A consortium of dealers including Simon, Parish and Warren Adelson sold the painting in 2013 for $80 million to a company owned by a Swiss businessman and art dealer Yves Bouvier, Bloomberg reported.

Bouvier then flipped the painting the next year, selling it to Russian billionaire Dmitry Rybolovlev to the tune of $127.5 million — an almost $50 million markup.

Rybolovlev allegedly learned of the price difference from the New York Times, prompting an ongoing legal battle filled with suits and countersuits between Rybolovlev, Bouvier and Sotheby’s, which was the intermediary in the original sale to Bouvier.

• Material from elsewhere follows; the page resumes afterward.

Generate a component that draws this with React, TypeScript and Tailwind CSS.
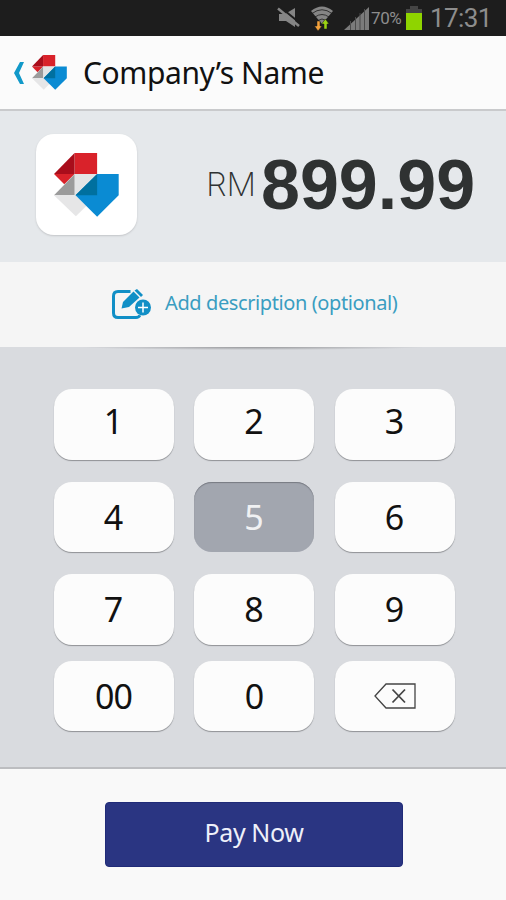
import React, { useState } from "react";

interface ILogo {
  className: string;
}

interface IKey {
  label: string;
  icon?: boolean;
}

const rows: IKey[][] = [
  [{ label: "1" }, { label: "2" }, { label: "3" }],
  [{ label: "4" }, { label: "5" }, { label: "6" }],
  [{ label: "7" }, { label: "8" }, { label: "9" }],
  [{ label: "00" }, { label: "0" }, { label: "delete", icon: true }],
];

function Logo({ className }: ILogo) {
  return (
    <svg viewBox="0 0 196 192" className={className} preserveAspectRatio="none">
      <path d="M62 0H130V63H62z" fill="#d9222a" />
      <path d="M0 63H62L31 94z" fill="#d9222a" />
      <path d="M0 63L62 0V63z" fill="#a90d1b" />
      <path d="M62 63H130V127H62z" fill="#e3e4e5" />
      <path d="M62 64V127H0z" fill="#9b9b9b" />
      <path d="M0 127H66L98 158L66 190z" fill="#e6e6e7" />
      <path d="M130 63H195V127L130 191L65 127z" fill="#0a8bd3" />
      <path d="M130 63V127H65z" fill="#00709f" />
    </svg>
  );
}

function StatusBar() {
  return (
    <div className="flex h-9 items-center bg-[#1d1d1d] pl-[277px] text-[#8d8d8d]">
      <svg width="24" height="24" viewBox="0 0 24 24" fill="#858585">
        <path d="M2 8H8L18 2V21L9 15H2z" />
        <path d="M2 0L24 18" stroke="#1d1d1d" strokeWidth="2" />
        <path d="M1 2.500L22 20" stroke="#858585" strokeWidth="2.500" />
      </svg>
      <svg width="24" height="28" viewBox="0 0 24 28" className="ml-[9px]" fill="none">
        <path d="M1 7Q12 -2 23 7L12 20z" fill="#858585" />
        <path d="M2 9.5Q12 2 22 9.5M5 13Q12 8 19 13M8 16.500Q12 13.500 16 16.500" stroke="#1d1d1d" strokeWidth=".8" />
        <path d="M7 17H10V22H12L8 27L4.500 22H7z" fill="#f3a13b" stroke="#1d1d1d" strokeWidth=".5" />
        <path d="M14 25V20H11.500L15.500 15L19 20H17V25z" fill="#9bd312" stroke="#1d1d1d" strokeWidth=".5" />
      </svg>
      <svg width="25" height="23" viewBox="0 0 25 23" className="ml-[10px]">
        <path d="M0 23L25 0V23z" fill="#7b7b7b" />
        <path d="M6.500 14V23M11.500 10V23M16 6V23M20.500 2V23" stroke="#4b4b4b" strokeWidth="1" />
      </svg>
      <span className="ml-[2px] w-[32px] font-['Roboto',sans-serif] text-[17px] leading-9 tracking-[-0.4px]">70%</span>
      <svg width="18" height="26" viewBox="0 0 18 26" className="ml-[2px]">
        <path d="M5 1H13V4H17V9H1V4H5z" fill="#454545" />
        <path d="M1 8H17V25H1z" fill="#8fd400" />
      </svg>
      <span className="ml-[7px] whitespace-nowrap font-['Roboto',sans-serif] text-[26px] leading-9 tracking-[-0.6px]">17:31</span>
    </div>
  );
}

function App() {
  const [pressed, set_pressed] = useState<string>("5");

  return (
    <div className="flex h-[900px] w-[506px] flex-col overflow-hidden bg-[#f9f9f9] font-['Noto_Sans',sans-serif]">
      <StatusBar />
      <header className="flex h-[75px] items-center border-b-2 border-[#c9cacc] bg-[#fbfbfb] pl-[14px]">
        <svg width="11" height="22" viewBox="0 0 11 22">
          <path d="M6 0H10L5 11L10 22H6L0 11z" fill="#1199c9" />
        </svg>
        <Logo className="ml-[7px] h-[35px] w-[35px]" />
        <h1 className="ml-[16px] whitespace-nowrap text-[30px] leading-none tracking-[-0.4px] text-[#111]">Company’s Name</h1>
      </header>
      <section className="flex h-[151px] items-center bg-[#e5e8eb] pb-[4px] pl-9">
        <div className="flex h-[101px] w-[101px] shrink-0 items-center justify-center rounded-[18px] bg-white shadow-[0_1px_2px_#c3c5c8]">
          <Logo className="h-[64px] w-[65px]" />
        </div>
        <div className="ml-[69px] flex items-center whitespace-nowrap text-[#2f3232]">
          <span className="w-[55px] font-['Inter','Liberation_Sans',sans-serif] text-[33px] font-extralight leading-none">RM</span>
          <span className="font-['Liberation_Sans',sans-serif] text-[70px] font-bold leading-none">899.99</span>
        </div>
      </section>
      <section className="flex h-[85px] items-center bg-[#f5f5f5] pl-[112px]">
        <svg width="39" height="31" viewBox="0 0 39 31" fill="none">
          <path d="M18.500 2.500H6Q1.500 2.500 1.500 7V24Q1.500 28.500 6 28.500H24Q27 28.500 28 26" stroke="#118fc6" strokeWidth="3" />
          <path d="M9.500 19.500L11 13L21.500 2.500L27.500 8.500L17 18z" fill="#118fc6" />
          <path d="M22.500 1.500L25 0L31 6L29 8z" fill="#118fc6" />
          <circle cx="31" cy="18.500" r="8.500" fill="#f5f5f5" />
          <circle cx="31" cy="18.500" r="8" fill="#118fc6" />
          <path d="M26 18.500H36M31 13.500V23.500" stroke="#fff" strokeWidth="1.500" />
        </svg>
        <span className="ml-[14px] whitespace-nowrap pb-[4px] text-xl leading-none tracking-[-0.4px] text-[#3a9dc1]">Add description (optional)</span>
      </section>
      <main className="h-[422px] border-b-2 border-[#bcbdc0] bg-[#d9dbdf]">
        <div className="mx-auto h-[3px] w-[340px] bg-[radial-gradient(ellipse_at_top,#97989b,#d9dbdf_72%)]" />
        <div className="ml-[53.5px] mt-[39px] flex flex-col gap-[22px]">
          {rows.map((row, i) => (
            <div
              key={i}
              className={i === 3 ? "-mt-[6px] flex gap-[20.5px] tracking-[-1px]" : i === 0 ? "flex gap-[20.5px] *:pb-[6px]" : "flex gap-[20.5px]"}
            >
              {row.map((key) => (
                <button
                  key={key.label}
                  onClick={() => set_pressed(key.label)}
                  className={
                    pressed === key.label
                      ? "flex h-[70.5px] w-[120px] items-center justify-center rounded-[18px] bg-[#a2a6af] text-[34px] leading-none text-[#f0f1f3] shadow-[inset_0_1px_1px_#777a82]"
                      : "flex h-[70.5px] w-[120px] items-center justify-center rounded-[18px] bg-[#fcfcfc] text-[34px] leading-none text-[#111] shadow-[0_1px_1px_#8f9195]"
                  }
                >
                  {key.icon ? (
                    <svg width="42" height="26" viewBox="0 0 42 26" fill="none" stroke="#444" strokeWidth="1.300">
                      <path d="M1 13L12 1H41V25H12z" />
                      <path d="M18.500 6.500L31 19.500M31 6.500L18.500 19.500" strokeWidth="1.800" />
                    </svg>
                  ) : (
                    key.label
                  )}
                </button>
              ))}
            </div>
          ))}
        </div>
      </main>
      <footer className="flex flex-1 justify-center bg-[#f9f9f9] pl-[2px] pt-[33px]">
        <button className="h-[65px] w-[298px] rounded-[4px] border border-[#202b78] bg-[#2a3582] pb-[4px] text-[25px] leading-none tracking-[-0.4px] text-[#eef0fa]">
          Pay Now
        </button>
      </footer>
    </div>
  );
}

export default App;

The ongoing dispute has been dubbed “The Bouvier Affair.”

At Wednesday’s auction the painting will likely again switch hands. If it merely sells for the guaranteed $100 million, Rybolovlev will lose $27.5 million from the deal.

Either way, it will be a member of a rare club of paintings that recently sold for more than $100 million. As Artsy noted:

An untitled Jean-Michel Basquiat painting sold for $110.5 million in May; in 2015, Pablo Picasso’s Women of Algiers sold for $179 million and an Amedeo Modigliani nude sold for $170 million; and in 2013, an Andy Warhol car crash painting sold for $105.4 million.

Not everyone thinks it’s worth quite that much.

“Even making allowances for its extremely poor state of preservation, it is a curiously unimpressive composition and it is hard to believe that Leonardo himself was responsible for anything so dull,” Charles Hope, an emeritus professor at the Warburg Institute at the University of London, wrote of the piece.

Whether bidders agree with Hope or not will be proven tonight.